4. Miami International’s Pizza Hut stand is definitely better than its Uno’s stand.

5. I’m intrigued by Elevation Burger, now open in Falls Church, Va. It seems to be a next-generation burger place, and I’ve never been to one of those. With the snow about to start here, a carefully-prepared-yet-greasy burger would hit the spot.

6. Al’s Deli is still great. Have been meaning to recap the Chicago trip but haven’t yet. Will get around to it. But I ate a cookie and some macaroni salad at Al’s, and they made me want eight sandwiches at once.

7. What’s the deal with selling beer at Chicken Out? Not that I have a problem with it, but it’s just surprising. The service leaves something to be desired, but the restaurant makes me feel good about the future of quick taste.

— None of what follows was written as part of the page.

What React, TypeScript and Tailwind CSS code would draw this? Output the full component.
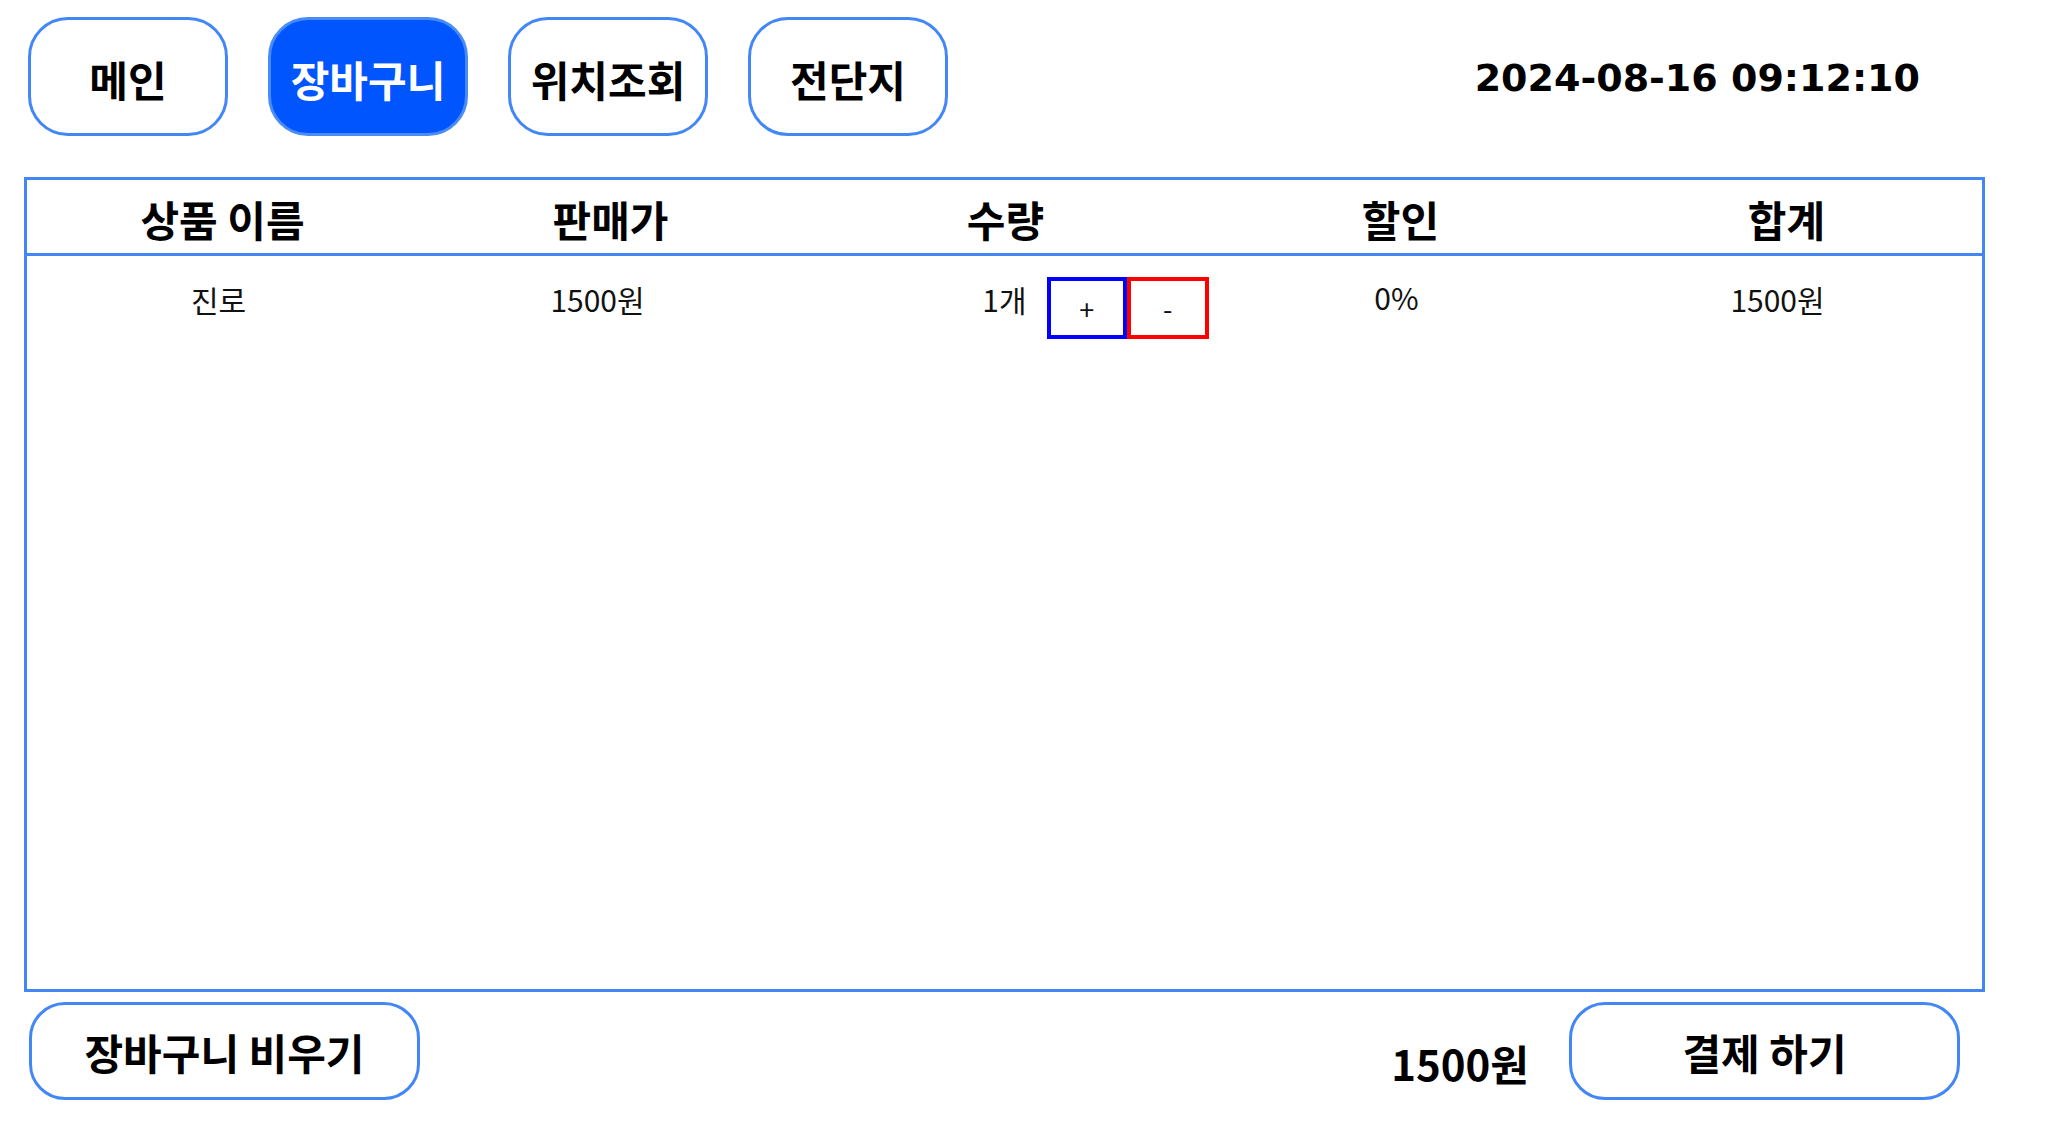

8. The Amateur Gourmet is headed to Paris in a week, and he’s bought a copy of Adam Gopnik’s From Paris to the Moon in preparation. The book’s come up about three times in the last few weeks, and any discussion leaves me frustrated. I’m pretty sure I read the book, but I can’t remember a single thing about its content. I think I liked it, but I honestly have no idea. It’s possible no book has left less of an impact on me in my entire life. And I like Gopnik’s New Yorker work, so this is all very confusing.

9. Every time I see dates in the fruit section at the supermarket, I think of Raiders of the Lost Ark. Poor life-saving monkey.

10. Egg salad, the forgotten sandwich.

Da bracket

With your NCAA bracket already in tatters, the time has come for you to play the Ultimate Chicagoan tournament. Brought to you by Chicago Tribune‘s Redeye, the four regions are Screen Stars, Politicians, Athletes and Musicians. The first round is Screen Stars is already over, but the rest of the bracket is still open.

I’ve mixed feelings on the early results. Bill Murray is going on after defeating Bill Rancic, but Jeremy Piven is headed home, falling to William Petersen of CSI. If the rest of the world had some Noyes Street pride, the world’s sandwiches and cookies would taste a lot better.